A different problem affects those who are self-reflective, but whose self-esteem is based on performance and therefore inherently fragile. As Psychotherapist Dr. Russ Harris (author of “The Happiness Trap”) explains, people whose self-esteem is based on excelling at work suffer especially in this regard: When they perform well, they feel good about themselves, but when their performance drops, so does their self-esteem. As a result, Dr. Harris says, people with high self-esteem spend their lives trying to maintain it, often neglecting their other needs and those of the people they love in the process. Many of us spend considerable mental energy evaluating whether or not we are “good” people, pointing out all the good things we’ve accomplished each week, and why we therefore can feel good about ourselves.
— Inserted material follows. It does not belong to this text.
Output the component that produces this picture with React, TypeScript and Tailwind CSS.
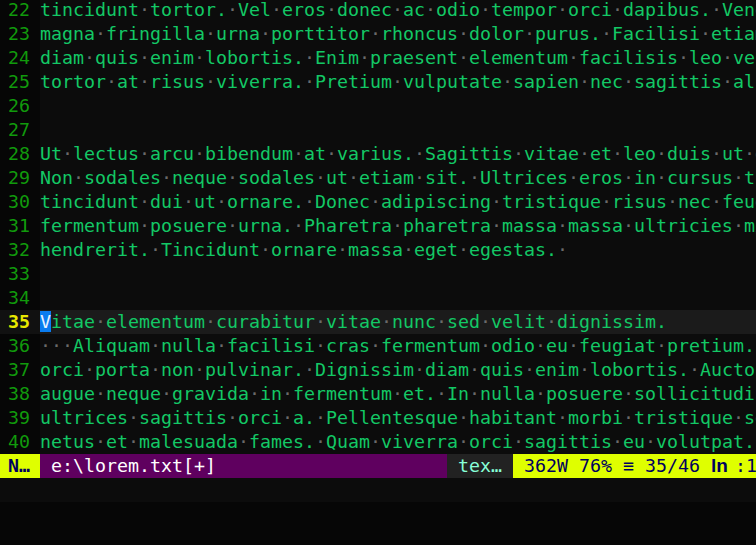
const lines: { n: number; text: string }[] = [
  { n: 22, text: "tincidunt tortor. Vel eros donec ac odio tempor orci dapibus. Venenatis a condimentum" },
  { n: 23, text: "magna fringilla urna porttitor rhoncus dolor purus. Facilisi etiam dignissim diam" },
  { n: 24, text: "diam quis enim lobortis. Enim praesent elementum facilisis leo vel fringilla est" },
  { n: 25, text: "tortor at risus viverra. Pretium vulputate sapien nec sagittis aliquam malesuada" },
  { n: 26, text: "" },
  { n: 27, text: "" },
  { n: 28, text: "Ut lectus arcu bibendum at varius. Sagittis vitae et leo duis ut diam quam nulla" },
  { n: 29, text: "Non sodales neque sodales ut etiam sit. Ultrices eros in cursus turpis massa" },
  { n: 30, text: "tincidunt dui ut ornare. Donec adipiscing tristique risus nec feugiat in fermentum" },
  { n: 31, text: "fermentum posuere urna. Pharetra pharetra massa massa ultricies mi quis" },
  { n: 32, text: "hendrerit. Tincidunt ornare massa eget egestas. " },
  { n: 33, text: "" },
  { n: 34, text: "" },
  { n: 35, text: "Vitae elementum curabitur vitae nunc sed velit dignissim." },
  { n: 36, text: "   Aliquam nulla facilisi cras fermentum odio eu feugiat pretium. Nibh ipsum" },
  { n: 37, text: "orci porta non pulvinar. Dignissim diam quis enim lobortis. Auctor urna nunc" },
  { n: 38, text: "augue neque gravida in fermentum et. In nulla posuere sollicitudin aliquam" },
  { n: 39, text: "ultrices sagittis orci a. Pellentesque habitant morbi tristique senectus et" },
  { n: 40, text: "netus et malesuada fames. Quam viverra orci sagittis eu volutpat. Odio" },
];

const CURRENT = 35;

const Line = ({ text, current }: { text: string; current: boolean }) => {
  const parts = text.split(/( )/);
  return (
    <>
      {parts.map((p, i) => {
        if (p === " ") {
          return (
            <span key={i} className="text-[#6a6a6a]">
              ·
            </span>
          );
        }
        if (current && i === 0 && p.length > 0) {
          return (
            <span key={i}>
              <span className="bg-[#0a7cf0] text-[#e8f2ff]">{p[0]}</span>
              {p.slice(1)}
            </span>
          );
        }
        return <span key={i}>{p}</span>;
      })}
    </>
  );
};

export default function App() {
  return (
    <div
      className="w-[756px] h-[545px] overflow-hidden bg-[#060606] text-[18.27px] leading-[24px]"
      style={{ fontFamily: '"DejaVu Sans Mono", "Liberation Mono", monospace' }}
    >
      <div className="-mt-[2px] flex flex-col">
        {lines.map(({ n, text }) => {
          const current = n === CURRENT;
          return (
            <div key={n} className="flex h-[24px] whitespace-pre">
              <div
                className={`w-[40px] shrink-0 pl-[8px] ${
                  current ? "bg-[#111111] text-[#e8e800] font-bold" : "bg-[#060606] text-[#119a0c]"
                }`}
              >
                {n}
              </div>
              <div
                className={`flex-1 overflow-hidden text-[#13c865] ${
                  current ? "bg-[#1b1b1b]" : "bg-[#0c0c0c]"
                }`}
              >
                <Line text={text} current={current} />
              </div>
            </div>
          );
        })}

        <div className="flex h-[24px] whitespace-pre">
          <div className="w-[40px] shrink-0 bg-[#dfff00] pl-[8px] font-bold text-[#00005f]">N…</div>
          <div className="w-[407px] shrink-0 bg-[#5f005f] text-[#ffffff]"> e:\lorem.txt[+]</div>
          <div className="w-[66px] shrink-0 bg-[#222222] text-[#87ffd7]"> tex…</div>
          <div className="flex flex-1 bg-[#dfff00] text-[#00005f]">
            <span>{" 362W 76% ≡ 35/46 "}</span>
            <span
              className="inline-block w-[24px] text-[19px] font-bold"
              style={{ fontFamily: '"Liberation Sans", Arial, sans-serif' }}
            >
              ln
            </span>
            <span>:1</span>
          </div>
        </div>

        <div className="h-[24px] bg-[#0c0c0c]" />
      </div>
    </div>
  );
}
The problem is that since these good feelings are performance-based, any moment of “slacking” provides fodder for negative self-judgment that is ever-lurking just beneath the surface.
So if self-esteem is actually less helpful to us than we thought, and low-self-esteem is equally undesirable, what would positive self-regard look like that is healthy, stable, and allows for sensitivity towards others?
Dr. Harris introduces an alternative way of treating yourself and dealing with your inner judgments. He proposes we ask questions that assess the helpfulness of a critical thought: Does this thought help me take effective action to improve my life? Does it help me to be the person I want to be, and to build the relationships I desire? In other words, the point is not whether our self-judgments are factual or not, but whether they move us towards the practical and positive outcomes we desire.
Rather than having self-esteem based on the elusive pursuit of constant success and alleged perfection, you instead practice self-acceptance that lovingly accepts yourself where you are at now -- allowing yourself to make positive changes where you would like to, but without making room for dwelling on judgmental thoughts and feelings. Self-acceptance consequently means completely letting go of self-criticism. Rather than basing your value on performance, it instead involves unconditional self-acceptance -- warts and all.
This approach is in no way in conflict with introspection, personal development, or becoming a more caring person, because it sets up a loving environment where that kind of growth becomes possible. It entails recognizing what your values and goals are, and taking effective steps to pursue them. While you won’t be able to stop your thinking mind from providing ongoing judgments of yourself and others, you can stop buying into them and instead mindfully connect with where you are, what you are doing, and what you truly value in life, and then take effective action to live accordingly.